Pesto Mozzarella Chicken is very easy to make and tastes delicious with a side of lemon pasta!
Whenever I make Pesto Chicken, I slice the breasts almost in half lengthwise.Then I saute them in a cast iron skillet to develop a nice brown crust. Once the chicken is done internally, I remove the breasts from the pan and place them in a baking dish.
Next, I put a little pesto sauce in the cut and stuff the breasts with jarred (or fresh) roasted red peppers and mozzarella cheese. The final step, place a slice of mozzarella cheese and a big scoop of pesto on top of the chicken and put it under the broiler until the cheese is nice and melted.
This is one of the most flavorful chicken dishes around…. I mean what could be better than chicken, roasted red peppers and creamy mozzarella cheese?
I generally serve this with a side of lemon-infused pasta…the flavors just melt in your mouth. Sometimes, I serve this dish with an artichoke as the appetizer…simple, yet yummy!!!

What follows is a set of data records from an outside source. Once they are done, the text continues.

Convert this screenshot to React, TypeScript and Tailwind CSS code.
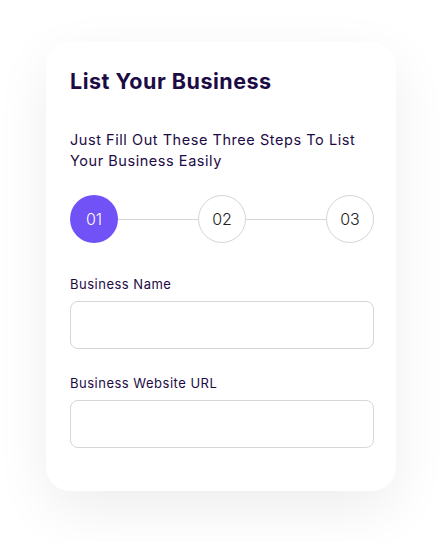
import React from "react";

export default function App() {
  const font = { fontFamily: "Inter, 'Noto Sans', sans-serif" };
  return (
    <div className="w-[443px] h-[542px] bg-white pt-[42px] pl-[46px]" style={font}>
      <div className="w-[350px] h-[449px] bg-white rounded-[24px] shadow-[0_18px_55px_rgba(0,0,0,0.07)] px-[24px] pt-[24px]">
        <h1 className="text-[21.5px] leading-[30px] font-bold text-[#1c0b45] tracking-[0.5px]">List Your Business</h1>
        <p className="mt-[33px] text-[14.5px] leading-[21px] text-[#1c0b45] w-[300px] tracking-[0.55px]">
          Just Fill Out These Three Steps To List Your Business Easily
        </p>
        <div className="mt-[24px] flex items-center w-[304px]">
          <div className="w-[48px] h-[48px] rounded-full bg-[#7152f7] text-white flex items-center justify-center text-[16px] font-light shrink-0">01</div>
          <div className="flex-1 h-px bg-[#d6d6d6]" />
          <div className="w-[48px] h-[48px] rounded-full border border-[#d6d6d6] text-[#222] flex items-center justify-center text-[16px] font-light shrink-0">02</div>
          <div className="flex-1 h-px bg-[#d6d6d6]" />
          <div className="w-[48px] h-[48px] rounded-full border border-[#d6d6d6] text-[#222] flex items-center justify-center text-[16px] font-light shrink-0">03</div>
        </div>
        <label className="block mt-[32px] text-[13px] leading-[18px] text-[#1c0b45] tracking-[0.5px]">Business Name</label>
        <div className="mt-[8px] w-[304px] h-[48px] rounded-[8px] border border-[#d6d6d6]" />
        <label className="block mt-[25px] text-[13px] leading-[18px] text-[#1c0b45] tracking-[0.5px]">Business Website URL</label>
        <div className="mt-[8px] w-[304px] h-[48px] rounded-[8px] border border-[#d6d6d6]" />
      </div>
    </div>
  );
}
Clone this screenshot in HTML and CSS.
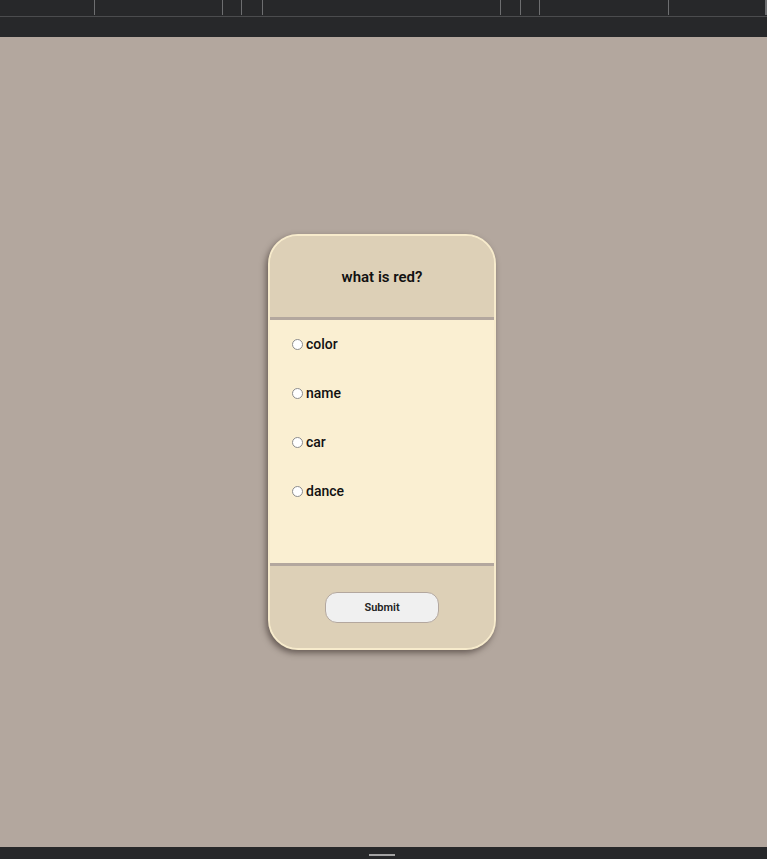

Pesto Mozzarella Chicken is quick and easy to make and puts a nice, light Italian spin on every day chicken!
- 2 chicken breasts
- 1 tablespoon butter
- 1 tablespoon olive oil
- 1 tablespoon dried Italian seasonings
- 1/2 teaspoon garlic powder
- 5 oz. fresh mozzarella cheese sliced
- 1/4 cup roasted bell peppers from jar
- 1/3 - 1/4 cup pesto sauce from jar
- salt and pepper to taste
Preheat oven to 350 degrees
Slice chicken halfway through, lengthwise; do not cut all the way through
Season chicken with garlic powder and Italian seasonings
In a skillet, heat oil and butter
Place chicken in the skillet and cook it until it reaches an internal temperature of 165 degrees
Using tongs, remove chicken from skillet
Place pesto, roasted peppers and sliced mozzarella sliced side of the chicken
Add remaining pesto and cheese to top of chicken; cover with foil and bake until cheese has melted (about 15 minutes)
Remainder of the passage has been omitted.